Nor is he the only unfortunate one Slade House shows us; again and again, we are plunged into the homely, deeply human lives of various targets, following their entire pathway into Slade House, hoping for their last-minute rescue.
All of which makes the book particularly suspenseful; though the dynamics at play may be familiar already to Mitchell’s readers, layers upon layers of tension stack within themselves in this spiraling novel, amping up the emotional toll. Each installment hurtles forward with the terror of capture and the mad hope for escape; the arc of the novel propels us toward a piecemeal understanding of the mysterious powers at work as more and more investigators, amateur and professional, attempt to solve the Slade House vanishings.
With seemingly endless misdirections and false doors, Slade House in many ways presents as a sophisticated horror story. Mitchell’s gift, however, has always been suffusing the fantastical with deep human feeling. Much of the dread of Slade House derives from how fully he imbues each character with unique humanity, compelling readers to perceive each victim as not a prop for the special effects, but as a relatable protagonist. A nerdy girl who joins a paranormal club to get closer to her crush, a loutish policeman, a hardheaded journalist with a tragic secret -- each feels as tangibly real as the next. Given the foggy forces threatening them, the solidity, even mundanity, of these characters creates an all-the-more unsettling juxtaposition.
Slade House lacks the ambitious scope of most of Mitchell’s novels, both narratively and intellectually; in comparison to books like The Bone Clocks it reads almost as a down-the-line genre story, focusing on the spooky mechanisms of a paranormal threat rather than its broader implications as a statement on, say, the value of human life and the arc of our history. For Mitchell fans, of course, Slade House will satisfy the craving for a more focused dive into the realm of The Shaded Way and psychosoterica, while for new readers it’s a relatively low-impact introduction to Mitchell’s many-doored alternative universe.
Taken on its own terms, however, it’s a tautly executed haunted-house tale -- and conveniently, just in time for Halloween.
The Bottom Line:
Tightly crafted and suspenseful yet warmly human, Slade House is the ultimate spooky nursery tale for adults.
What other reviewers think:
The New York Times: "Slade House is Mr. Mitchell’s shortest and most accessible novel to date, and you don’t have to have read The Bone Clocks to comprehend it. Readers who come to this book first, however, will get only a slivery glimpse of this writer’s talent."

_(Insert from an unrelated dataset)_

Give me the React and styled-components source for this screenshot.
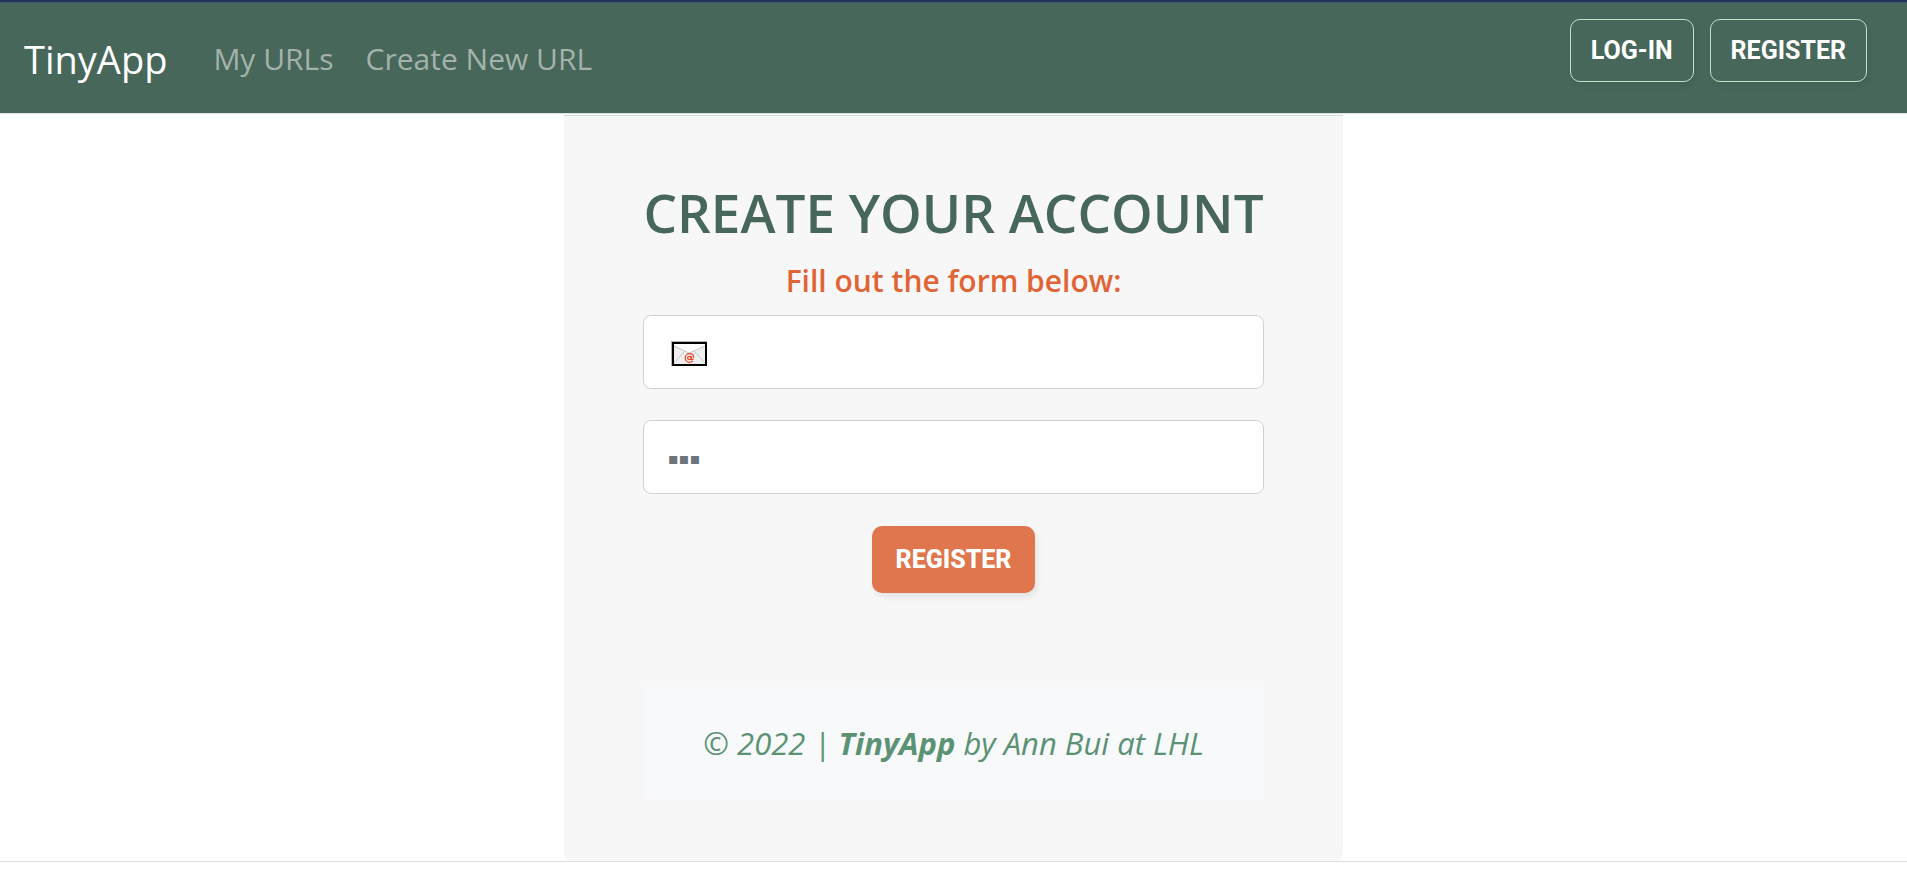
import React from "react";
import styled, { createGlobalStyle } from "styled-components";

const GlobalStyle = createGlobalStyle`
  * { box-sizing: border-box; }
  body {
    margin: 0;
    background: #fff;
    font-family: "Open Sans", "Noto Sans", sans-serif;
  }
`;

const Navbar = styled.header`
  display: flex;
  align-items: flex-start;
  height: 114px;
  padding: 0 40px 0 24px;
  background: #47675a;
  border-top: 2px solid #28335c;
  border-bottom: 1px solid #dee2e0;
  box-shadow: inset 0 1px 0 #43596f;
`;

const Brand = styled.a`
  margin-right: 46px;
  padding-top: 29px;
  color: #fff;
  font-size: 38px;
  line-height: 56px;
  text-decoration: none;
`;

const NavLinks = styled.nav`
  display: flex;
  flex: 1;
  gap: 32px;
  padding-top: 33px;
`;

const NavLink = styled.a`
  color: #a3b3ac;
  font-size: 30px;
  line-height: 48px;
  text-decoration: none;
  white-space: nowrap;
`;

const NavActions = styled.div`
  display: flex;
  gap: 16px;
  padding-top: 17px;
`;

const Button = styled.button`
  padding: 0 ${(p) => (p.$primary ? 23 : 20)}px;
  height: ${(p) => (p.$primary ? 67 : 63)}px;
  border: ${(p) => (p.$primary ? "0" : "1px solid #bfe3c6")};
  border-radius: 10px;
  background: ${(p) => (p.$primary ? "#df764d" : "transparent")};
  box-shadow: 2px 4px 6px rgba(0, 0, 0, ${(p) => (p.$primary ? 0.08 : 0.06)});
  color: #fff;
  font: ${(p) => (p.$primary ? 800 : 700)} 25px/32px Roboto, sans-serif;
`;

const Page = styled.main`
  padding-top: 1px;
  border-bottom: 1px solid #dcdddd;
`;

const Card = styled.section`
  display: flex;
  flex-direction: column;
  align-items: center;
  max-width: 779px;
  margin: 0 auto;
  padding: 61px 79px 62px;
  background: #f7f7f7;
  border-top: 1px solid #d5dad7;
  border-radius: 0 0 8px 8px;
`;

const Title = styled.h1`
  margin: 0;
  color: #47675a;
  font-size: 53px;
  font-weight: 600;
  line-height: 72px;
  white-space: nowrap;
`;

const Form = styled.form`
  display: flex;
  flex-direction: column;
  align-items: center;
  width: 100%;
`;

const Prompt = styled.h2`
  margin: 10px 0 12px;
  color: #e06536;
  font-size: 30px;
  font-weight: 600;
  line-height: 44px;
`;

const Field = styled.div`
  position: relative;
  width: 100%;
  margin-bottom: ${(p) => (p.$last ? 32 : 31)}px;
`;

const Input = styled.input`
  display: block;
  width: 100%;
  height: 74px;
  padding: 0 24px 8px;
  border: 1px solid #cfd1d6;
  border-radius: 8px;
  background: #fff;
  color: #212529;
  font: 28px/40px "Open Sans", "Noto Sans", sans-serif;

  &::placeholder {
    color: #6c757d;
    font: 16px/32px "DejaVu Sans", sans-serif;
    opacity: 1;
  }
`;

const Envelope = styled.svg`
  position: absolute;
  left: 28px;
  top: 26px;
  pointer-events: none;
`;

const Footer = styled.footer`
  width: 100%;
  margin-top: 94px;
  padding: 32px 0;
  background: #f8f9fb;
  color: #5b9274;
  font-size: 31px;
  font-style: italic;
  line-height: 48px;
  text-align: center;
`;

export default function App() {
  return (
    <>
      <GlobalStyle />
      <Navbar>
        <Brand href="#">TinyApp</Brand>
        <NavLinks>
          <NavLink href="#urls">My URLs</NavLink>
          <NavLink href="#new">Create New URL</NavLink>
        </NavLinks>
        <NavActions>
          <Button type="button">LOG-IN</Button>
          <Button type="button">REGISTER</Button>
        </NavActions>
      </Navbar>
      <Page>
        <Card>
          <Title>CREATE YOUR ACCOUNT</Title>
          <Form onSubmit={(e) => e.preventDefault()}>
            <Prompt>Fill out the form below:</Prompt>
            <Field>
              <Input type="email" aria-label="Email" />
              <Envelope width="36" height="25" viewBox="0 0 36 25" aria-hidden="true">
                <path d="M0 0H36V1H1V25H0Z" fill="#b5b5b5" />
                <rect x="2" y="2" width="33" height="22" fill="#efefef" />
                <path d="M3 3H34V4L21 11Q18.500 12.500 16 11L3 4Z" fill="#fff" />
                <path d="M3 5L18 12L34 5M3 22L14 10M34 22L23 10" fill="none" stroke="#c9c9c9" />
                <rect x="2" y="2" width="33" height="22" fill="none" stroke="#000" strokeWidth="2" />
                <circle cx="18.500" cy="17" r="4.300" fill="none" stroke="#f0452b" strokeWidth="1.200" strokeDasharray="23 4" strokeDashoffset="-3" />
                <circle cx="18.300" cy="17" r="1.700" fill="none" stroke="#f0452b" strokeWidth="1.200" />
                <path d="M20.300 15V18.300Q21.500 19.300 22.500 17.500" fill="none" stroke="#f0452b" strokeWidth="1.200" />
              </Envelope>
            </Field>
            <Field $last>
              <Input type="password" aria-label="Password" placeholder="▪▪▪" />
            </Field>
            <Button type="submit" $primary>REGISTER</Button>
          </Form>
          <Footer>
            © 2022 | <strong>TinyApp</strong> by Ann Bui at LHL
          </Footer>
        </Card>
      </Page>
    </>
  );
}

The San Francisco Chronicle: "Whether one has encountered The Bone Clocks or not, the chilly pleasures of Slade House are abundant, perfect for experiencing during dropping temperatures and shorter days."
Who wrote it?
David Mitchell is an award-winning novelist whose acclaimed books include Cloud Atlas, The Bone Clocks, and The Thousand Autumns of Jacob de Zoet, many of which are ingeniously interconnected through recurring characters and references. A version of the initial part of Slade House originally appeared as a Twitter story called “The Right Sort” in July 2014.
Who will read it?
Mitchell superfans, of course, but also anyone who likes a spooky read, especially one with a strong literary quality.

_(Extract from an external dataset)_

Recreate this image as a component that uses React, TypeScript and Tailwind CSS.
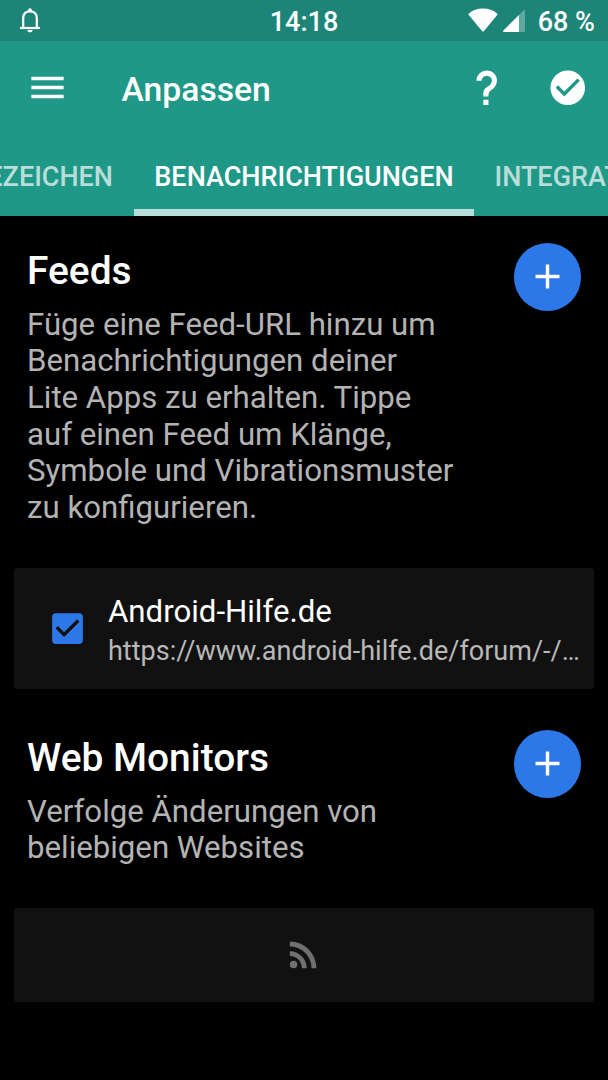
import type { ReactNode } from 'react'

function Icon({ path, className }: { path: string; className?: string }) {
  return (
    <svg viewBox="0 0 24 24" fill="currentColor" className={className}>
      <path d={path} />
    </svg>
  )
}

const icons = {
  menu: 'M3 18h18v-2H3v2zm0-5h18v-2H3v2zm0-7v2h18V6H3z',
  help: 'M10,19H13V22H10V19M12,2C17.35,2.22 19.68,7.62 16.5,11.67C15.67,12.67 14.33,13.33 13.67,14.17C13,15 13,16 13,17H10C10,15.33 10,13.92 10.67,12.92C11.33,11.92 12.67,11.33 13.5,10.67C15.92,8.43 15.32,5.26 12,5A3,3 0 0,0 9,8H6A6,6 0 0,1 12,2Z',
  done: 'M12 2C6.48 2 2 6.48 2 12s4.48 10 10 10 10-4.48 10-10S17.52 2 12 2zm-2 15l-5-5 1.41-1.41L10 14.17l7.59-7.59L19 8l-9 9z',
  add: 'M19 13h-6v6h-2v-6H5v-2h6V5h2v6h6v2z',
  check: 'M19 3H5c-1.11 0-2 .9-2 2v14c0 1.1.89 2 2 2h14c1.11 0 2-.9 2-2V5c0-1.1-.89-2-2-2zm-9 14l-5-5 1.41-1.41L10 14.17l7.59-7.59L19 8l-9 9z',
  rss: 'M6.18 15.64a2.18 2.18 0 1 0 0 4.36 2.18 2.18 0 0 0 0-4.36zM4 4.44v2.83c7.03 0 12.73 5.7 12.73 12.73h2.83c0-8.59-6.97-15.56-15.56-15.56zm0 5.66v2.83c3.9 0 7.07 3.17 7.07 7.07h2.83c0-5.47-4.43-9.9-9.9-9.9z',
}

function StatusBar() {
  return (
    <div className="relative flex h-[41px] items-center justify-between bg-[#1c8577] pr-[13px] pl-[19px] text-[27px] leading-none font-medium">
      <svg viewBox="0 0 22 26" className="-mt-px h-[26px] w-[22px]" fill="none" stroke="currentColor" strokeWidth="2.2">
        <path d="M4.200 20.500V11c0-4 2.600-6.700 6.800-6.700s6.800 2.700 6.800 6.700v9.500" />
        <path d="M1 21h20" />
        <path d="M11 1.200a1.800 1.800 0 0 1 1.800 1.800v1.500H9.200V3A1.800 1.800 0 0 1 11 1.200zM8.300 23h5.400c-.3 1.600-1.300 2.300-2.700 2.300s-2.400-.7-2.700-2.300z" fill="currentColor" stroke="none" />
      </svg>
      <span className="absolute inset-x-0 top-[9px] text-center">14:18</span>
      <div className="flex items-center">
        <svg viewBox="0 0 30 24" className="-mt-px h-[24px] w-[30px]" fill="currentColor">
          <path d="M15 .5c5.600 0 10.500 1.800 14 4.900.6.500.6 1 .2 1.600L16 23c-.6.700-1.400.7-2 0L.8 7C.4 6.400.4 5.900 1 5.400 4.500 2.300 9.400.5 15 .5z" />
        </svg>
        <svg viewBox="0 0 24 24" className="-mt-px ml-1 h-6 w-6" fill="currentColor">
          <path d="M17 7V24H2c-1 0-1.300-1-.6-1.600z" />
          <path d="M17 7l4.500-4.600c.7-.7 1.500-.4 1.500.5V23c0 .6-.4 1-1 1h-5z" opacity=".3" />
        </svg>
        <span className="mt-[3px] ml-[12px]">68 %</span>
      </div>
    </div>
  )
}

function Toolbar() {
  return (
    <div className="flex h-[95px] items-center pr-5 pl-[25.500px]">
      <Icon path={icons.menu} className="-mt-[3px] h-[43px] w-[43px]" />
      <h1 className="mt-[2px] ml-[53px] flex-1 text-[33.700px] leading-none font-medium">Anpassen</h1>
      <Icon path={icons.help} className="-mt-[2px] h-[41.500px] w-[41.500px]" />
      <Icon path={icons.done} className="-mt-[2px] ml-[39.500px] h-[41.500px] w-[41.500px]" />
    </div>
  )
}

function Tabs() {
  return (
    <div className="flex h-20 justify-center overflow-hidden text-[27px] leading-[82px] font-medium whitespace-nowrap">
      <div className="flex w-[134px] shrink-0 justify-end pr-[21px] text-white/70">LESEZEICHEN</div>
      <div className="w-[340px] shrink-0 border-b-[7px] border-[#b7ddd8] text-center">BENACHRICHTIGUNGEN</div>
      <div className="w-[134px] shrink-0 pl-[20.500px] text-white/70">INTEGRATION</div>
    </div>
  )
}

function Section({ title, children }: { title: string; children: ReactNode }) {
  return (
    <section className="flex justify-between px-[27px]">
      <div>
        <h2 className="-mt-px text-[38.900px] leading-[45px] font-medium">{title}</h2>
        <p className="mt-[13.500px] w-[440px] text-[31.200px] leading-[36.700px] text-[#b3b3b3]">{children}</p>
      </div>
      <button className="-mt-[6px] flex h-[67.500px] w-[67.500px] shrink-0 items-center justify-center rounded-full bg-[#2d78e8]">
        <Icon path={icons.add} className="h-[41px] w-[41px]" />
      </button>
    </section>
  )
}

export default function App() {
  return (
    <div className="h-[1080px] w-[608px] overflow-hidden bg-black font-['Roboto',sans-serif] text-white">
      <StatusBar />
      <header className="bg-[#1f9888]">
        <Toolbar />
        <Tabs />
      </header>
      <main className="pt-[33px]">
        <Section title="Feeds">
          Füge eine Feed-URL hinzu um<br />
          Benachrichtigungen deiner<br />
          Lite Apps zu erhalten. Tippe<br />
          auf einen Feed um Klänge,<br />
          Symbole und Vibrationsmuster<br />
          zu konfigurieren.
        </Section>
        <div className="mx-[14px] mt-[41.300px] flex h-[121px] items-center rounded-[3px] bg-[#111111] pr-[14px] pl-[33px]">
          <Icon path={icons.check} className="h-[41px] w-[41px] shrink-0 text-[#2d78e8]" />
          <div className="mt-[6px] ml-[20px] min-w-0">
            <div className="text-[31.200px] leading-[38px]">Android-Hilfe.de</div>
            <div className="text-[27px] leading-[40px] text-[#b8b8b8]">https://www.android-hilfe.de/forum/-/…</div>
          </div>
        </div>
        <div className="mt-[47px]">
          <Section title="Web Monitors">
            Verfolge Änderungen von<br />
            beliebigen Websites
          </Section>
        </div>
        <div className="mx-[14px] mt-[41px] flex h-[94px] items-center justify-center rounded-[3px] bg-[#111111]">
          <Icon path={icons.rss} className="mr-[2px] h-[41px] w-[41px] text-[#707070]" />
        </div>
      </main>
    </div>
  )
}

“Whatever Mum’s saying’s drowned out by the grimy roar of the bus pulling away, revealing a pub called The Fox and Hounds. The sign shows three beagles cornering a fox. They’re about to pounce and rip it apart. A street sign underneath says WESTWOOD ROAD. Lords and ladies are supposed to be rich, so I was expecting swimming pools and Lamborghinis, but Westwood Road looks pretty normal to me.”

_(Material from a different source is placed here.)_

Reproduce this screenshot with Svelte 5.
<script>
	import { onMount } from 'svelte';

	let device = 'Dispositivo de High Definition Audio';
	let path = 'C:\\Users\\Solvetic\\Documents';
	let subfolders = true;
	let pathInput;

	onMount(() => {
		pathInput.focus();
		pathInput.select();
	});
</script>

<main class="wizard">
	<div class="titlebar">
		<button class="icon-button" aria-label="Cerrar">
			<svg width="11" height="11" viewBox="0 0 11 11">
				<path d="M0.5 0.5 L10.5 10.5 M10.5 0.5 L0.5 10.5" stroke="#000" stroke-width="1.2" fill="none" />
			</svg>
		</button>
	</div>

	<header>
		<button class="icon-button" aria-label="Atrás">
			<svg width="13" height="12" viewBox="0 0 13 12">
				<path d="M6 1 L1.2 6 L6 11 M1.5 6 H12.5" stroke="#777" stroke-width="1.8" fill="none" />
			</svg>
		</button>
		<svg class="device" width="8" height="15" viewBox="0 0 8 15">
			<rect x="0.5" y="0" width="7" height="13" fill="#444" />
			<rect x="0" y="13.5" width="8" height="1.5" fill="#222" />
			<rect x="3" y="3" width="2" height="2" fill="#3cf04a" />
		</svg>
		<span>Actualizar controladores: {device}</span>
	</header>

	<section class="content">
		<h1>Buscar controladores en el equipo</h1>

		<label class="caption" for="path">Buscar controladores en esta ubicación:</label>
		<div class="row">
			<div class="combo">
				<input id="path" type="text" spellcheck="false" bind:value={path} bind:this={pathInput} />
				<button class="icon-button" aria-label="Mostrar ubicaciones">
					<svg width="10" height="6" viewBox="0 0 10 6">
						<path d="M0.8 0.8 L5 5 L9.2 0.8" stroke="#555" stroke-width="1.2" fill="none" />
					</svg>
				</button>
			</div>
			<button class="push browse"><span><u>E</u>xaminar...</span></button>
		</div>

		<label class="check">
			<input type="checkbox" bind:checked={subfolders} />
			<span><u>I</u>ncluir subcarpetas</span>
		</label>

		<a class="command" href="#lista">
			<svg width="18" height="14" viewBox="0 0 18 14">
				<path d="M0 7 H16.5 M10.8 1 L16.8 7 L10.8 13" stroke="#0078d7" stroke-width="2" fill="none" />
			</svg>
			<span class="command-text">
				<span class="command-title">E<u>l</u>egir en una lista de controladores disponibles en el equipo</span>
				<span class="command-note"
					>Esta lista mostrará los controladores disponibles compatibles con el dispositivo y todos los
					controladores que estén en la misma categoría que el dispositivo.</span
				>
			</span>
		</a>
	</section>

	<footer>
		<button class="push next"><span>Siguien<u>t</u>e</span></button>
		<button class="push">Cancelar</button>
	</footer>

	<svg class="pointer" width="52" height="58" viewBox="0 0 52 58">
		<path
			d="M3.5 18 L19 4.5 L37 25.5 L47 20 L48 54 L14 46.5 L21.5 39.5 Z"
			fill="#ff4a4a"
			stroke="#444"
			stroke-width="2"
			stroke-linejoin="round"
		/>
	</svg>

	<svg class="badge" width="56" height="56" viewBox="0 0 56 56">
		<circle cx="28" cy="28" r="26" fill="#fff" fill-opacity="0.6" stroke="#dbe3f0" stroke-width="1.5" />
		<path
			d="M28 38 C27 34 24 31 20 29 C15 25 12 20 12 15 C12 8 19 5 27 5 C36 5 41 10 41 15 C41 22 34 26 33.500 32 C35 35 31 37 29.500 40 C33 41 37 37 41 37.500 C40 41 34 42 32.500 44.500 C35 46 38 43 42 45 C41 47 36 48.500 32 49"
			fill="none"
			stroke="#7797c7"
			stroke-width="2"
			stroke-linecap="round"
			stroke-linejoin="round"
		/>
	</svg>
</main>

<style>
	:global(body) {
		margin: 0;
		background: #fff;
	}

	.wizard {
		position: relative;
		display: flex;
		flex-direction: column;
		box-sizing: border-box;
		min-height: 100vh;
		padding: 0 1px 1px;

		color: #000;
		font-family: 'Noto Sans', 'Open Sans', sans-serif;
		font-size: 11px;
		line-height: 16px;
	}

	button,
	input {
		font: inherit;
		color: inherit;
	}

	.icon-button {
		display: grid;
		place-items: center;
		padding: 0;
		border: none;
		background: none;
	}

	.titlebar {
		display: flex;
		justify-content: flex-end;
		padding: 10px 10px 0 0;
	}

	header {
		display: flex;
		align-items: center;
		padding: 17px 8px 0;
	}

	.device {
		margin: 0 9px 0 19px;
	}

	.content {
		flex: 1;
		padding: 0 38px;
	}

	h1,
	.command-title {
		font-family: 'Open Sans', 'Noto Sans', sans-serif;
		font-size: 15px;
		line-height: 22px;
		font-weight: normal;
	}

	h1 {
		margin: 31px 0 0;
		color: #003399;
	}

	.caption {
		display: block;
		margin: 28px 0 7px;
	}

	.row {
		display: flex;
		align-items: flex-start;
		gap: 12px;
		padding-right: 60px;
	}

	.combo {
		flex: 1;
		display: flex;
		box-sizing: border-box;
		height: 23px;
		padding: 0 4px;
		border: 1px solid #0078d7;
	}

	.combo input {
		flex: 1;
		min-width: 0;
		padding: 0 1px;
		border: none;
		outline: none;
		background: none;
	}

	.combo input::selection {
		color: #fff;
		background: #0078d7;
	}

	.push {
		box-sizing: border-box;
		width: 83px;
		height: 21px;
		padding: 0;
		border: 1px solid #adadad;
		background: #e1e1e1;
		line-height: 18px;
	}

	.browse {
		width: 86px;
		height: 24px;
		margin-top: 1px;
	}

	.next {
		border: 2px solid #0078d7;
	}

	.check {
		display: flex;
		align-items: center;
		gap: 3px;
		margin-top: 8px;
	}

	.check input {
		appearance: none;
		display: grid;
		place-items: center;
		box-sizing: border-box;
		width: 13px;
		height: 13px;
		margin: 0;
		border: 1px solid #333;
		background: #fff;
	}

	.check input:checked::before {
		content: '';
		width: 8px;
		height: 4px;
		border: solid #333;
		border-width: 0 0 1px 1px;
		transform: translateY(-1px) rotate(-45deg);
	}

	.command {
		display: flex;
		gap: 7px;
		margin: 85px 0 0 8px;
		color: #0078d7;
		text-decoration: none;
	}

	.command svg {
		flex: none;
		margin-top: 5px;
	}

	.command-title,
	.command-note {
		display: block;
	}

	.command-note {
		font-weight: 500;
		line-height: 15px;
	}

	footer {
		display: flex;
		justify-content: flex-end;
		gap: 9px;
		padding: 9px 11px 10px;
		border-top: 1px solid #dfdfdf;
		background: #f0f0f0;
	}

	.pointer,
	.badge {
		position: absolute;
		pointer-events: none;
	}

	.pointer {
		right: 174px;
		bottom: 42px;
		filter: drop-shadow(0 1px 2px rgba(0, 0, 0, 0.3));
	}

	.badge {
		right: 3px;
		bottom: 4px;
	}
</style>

“In the house, Mum’s playing warm-up arpeggios.
The dragonfly’s gone. ‘Do you have nightmares?’ I ask.
‘I have nightmares,’ says Jonah, ‘about running out of food.’
‘Go to bed with a packet of digestives,’ I tell him.
Jonah’s teeth are perfect, like the smiley kid with zero fillings off the Colgate advert. ‘Not that kind of food, Nathan.’
‘What other kinds of food are there?’ I ask.
A skylark’s Morse-coding from a far far far far star.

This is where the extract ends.